Nov. 9 nutrigenomics seminar canceled

Henry Thompson
Henry Thompson

UPDATE (Nov. 9, 2011) — The nutrigenomics seminar at noon, Nov. 9 has been canceled. The talk was to feature Henry Thompson, director of the Cancer Prevention Laboratory at Colorado State University.


Prior release (Posted Nov. 8, 2011)

Henry Thompson, director of the Cancer Prevention Laboratory at Colorado State University, will discuss "Defining the Human Health Benefits of Dry Edible Beans" in a noon, Nov. 9 lecture in the East Union's Garden Room.

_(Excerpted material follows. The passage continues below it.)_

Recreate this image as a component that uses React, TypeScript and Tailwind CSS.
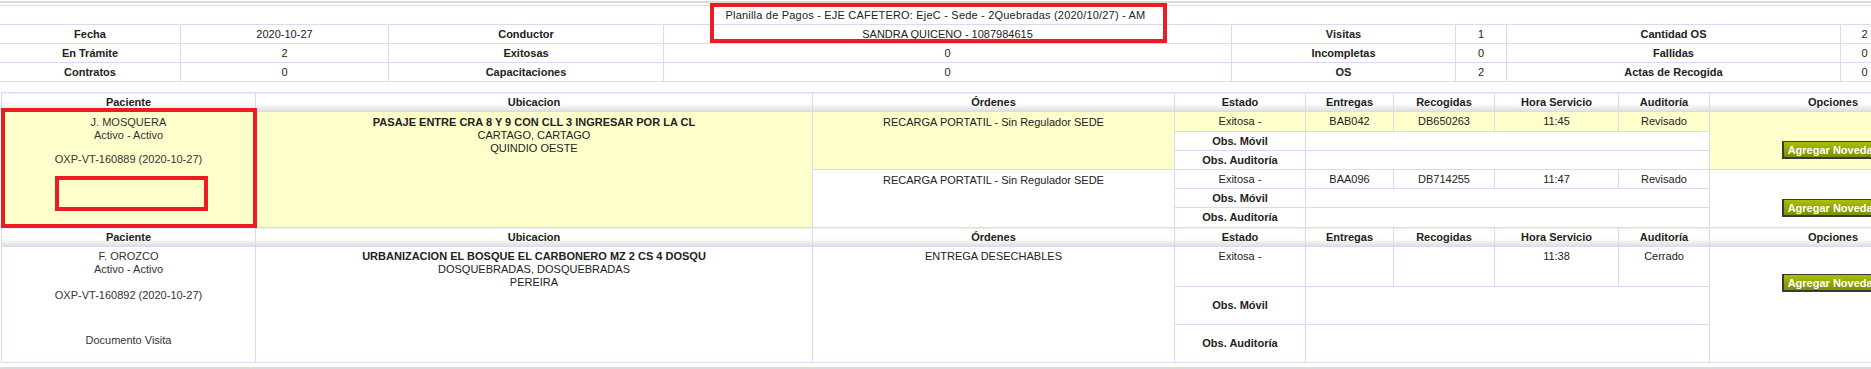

The lecture is free and open to the public.

The lecture is part of the Nebraska Gateway for Nutrigenomics seminar series.

Thompson is a member of the American Association for Cancer Research and the American Society for Nutrition.

Thompson earned his doctorate from Rutgers University in nutritional sciences with an emphasis in biochemistry. He received postdoctoral training at the Mayo Clinic in Rochester, Minn., where he investigated the underlying causes of diabetes.

From 1977 to 1979, he assumed the role of a senior research nutritionist at IIT Research Institute in Chicago. He was trained in experimental carcinogenesis, learning methods for the chemical induction of cancer in five organ sites thus launching his career in cancer research.

From 1980 to 1989, Thompson served on the faculty of the University of New Hampshire and directed the Human Nutrition Center at that institution. Beginning in 1990, Thompson moved his laboratory to Denver, where he was the head of the Center for Nutrition in the Prevention of Disease at AMC Cancer Research Center. In January 2003, Henry joined the faculty of CSU and established the Cancer Prevention Laboratory in the Department of Horticulture and Landscape Architecture.

He formed the new lab based in part on the results of three dietary intervention studies that he conducted in women at high risk for breast cancer. The studies were designed to discover the effects of plant food rich diets on biomarkers for cancer risk.

His current research investigates the human health benefits of staple food crops, primarily dry beans, potato, wheat and rice. He has played a lead role in defining the field of biomedical agriculture and in establishing the "Crops for Health" program at Colorado State.